Wasting no time, I took my shirt off. He follows, and on the back he has a tattoo of a famous brand in the Philippines, akin I suppose to having Nike or Vans logo tattooed on you. He eased onto the creaky plywood covering of his bed base. We begin the initial ritual of touching; providing trust and comfort before we get into it. As my hand reached for his jeans, he took me by the wrist and looked into my eyes seriously. “May bayad ako,” he said – you have to pay for me. Huh I retorted! What? Really?! Talaga!!?? !?I didn’t quite understand. After a few swift sentences delivered in English, and realising that he was indeed serious, I asked, out of curiosity how much?
Three hundred pesos he said. This puzzled with me. Later, on the trike home I tried to decide whether this guy was into me and thought he could also extract a little cash too by asking for what seemed to be little. Or perhaps three hundred pesos was a lot of money? The minimum rate of pay in the provinces after all is two hundred and fifty pesos. Declining, he looked upset. Never have I lost a boner so quickly. Awareness that someone actually isn’t as into you as you think, as you’re there half naked and ready to go is a weird thing.
I tried explaining that he shouldn’t sleep with men that he doesn’t want to for money.

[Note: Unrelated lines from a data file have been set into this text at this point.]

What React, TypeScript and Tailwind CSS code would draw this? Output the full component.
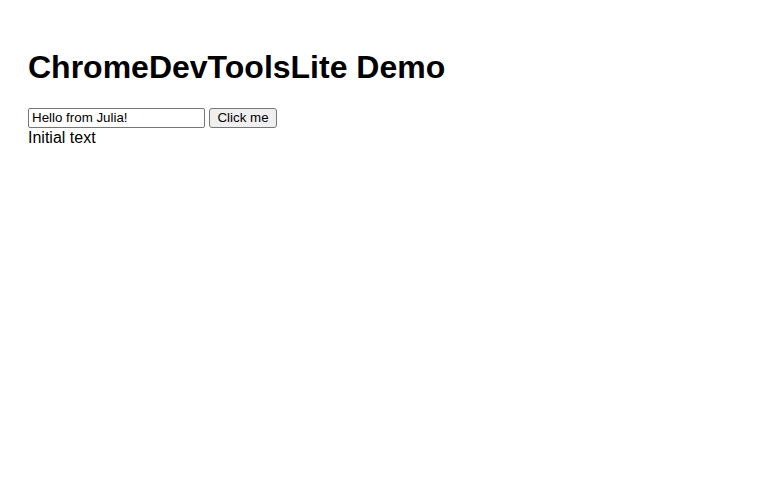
import { useState } from 'react';

export default function App() {
  const [text, setText] = useState('Hello from Julia!');
  const [output, setOutput] = useState('Initial text');

  return (
    <div className="min-h-screen bg-white p-[28px] text-black font-['Liberation_Sans',Arial,sans-serif]">
      <h1 className="my-[21.44px] text-[32px] font-bold leading-[normal]">
        ChromeDevToolsLite Demo
      </h1>

      <div className="flex h-[21px] items-start gap-[4px]">
        <input
          className="h-[20px] w-[177px] rounded-[2px] border border-[#767676] px-[3px] py-[1px] text-[13.33px] leading-[normal] outline-none"
          type="text"
          value={text}
          onChange={e => setText(e.target.value)}
        />
        <button
          className="h-[20px] w-[68px] rounded-[3px] border border-[#767676] bg-[#efefef] text-center text-[13.33px] leading-[normal]"
          onClick={() => setOutput(text)}
        >
          Click me
        </button>
      </div>

      <div className="text-[16px] leading-[normal]">{output}</div>
    </div>
  );
}
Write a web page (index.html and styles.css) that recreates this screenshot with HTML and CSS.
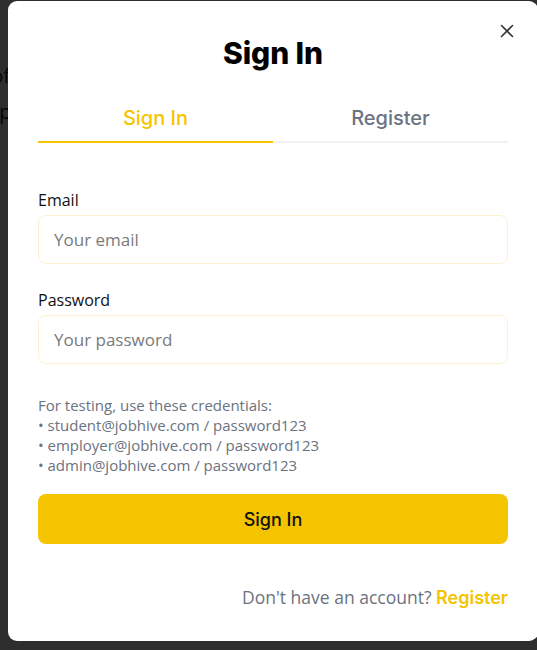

That he gives a little piece of himself away when he does so. But sometimes it is hard to translate these things. And what value is this advice to him? If a job is hard to get, you haven’t finished school, you don’t have family around you, and you need to pay for shit, what is there to do? Sell the commodity that never runs out, though the more you sell, the less value it seems to have. It may be easy to judge shit like this, but for all I know I may be doing the same thing given the same context. My friend’s situation is not uncommon and is a symptom of a country that struggles, that fails to provide opportunity to everyone, equally. Instead of lecturing, I should have offered solutions.
Sometimes my thoughts return to him, and things I’d like to know. What his life is like, where his family is, how often he sleeps with people for money, whether he wrote the weird shit on the walls, how alike we might be, and how he seemed quite happy given the circumstances.
I asked him whether he was actually really into men and he replied with ‘Lalaki ako’ – I am a man. Here they equate being male with being straight – they use both terms interchangeably. Having masculine qualities and being into men sometimes people cannot understand. Heterosexual norms are also applied to same sex couples – one usually is referred to as the man, the other as a woman. Most publicly out same sex couples also seem to meet this stereotype, and one is usually considered straight. Perhaps individuals are shaped by these expectations. Before I left, I joked saying that if anyone should be paying anyone for sex, it seemed more fitting that he should be paying me. He laughed. I get into a tricycle and turning the corner, I glance back, and his figure was still there in the night, waiting.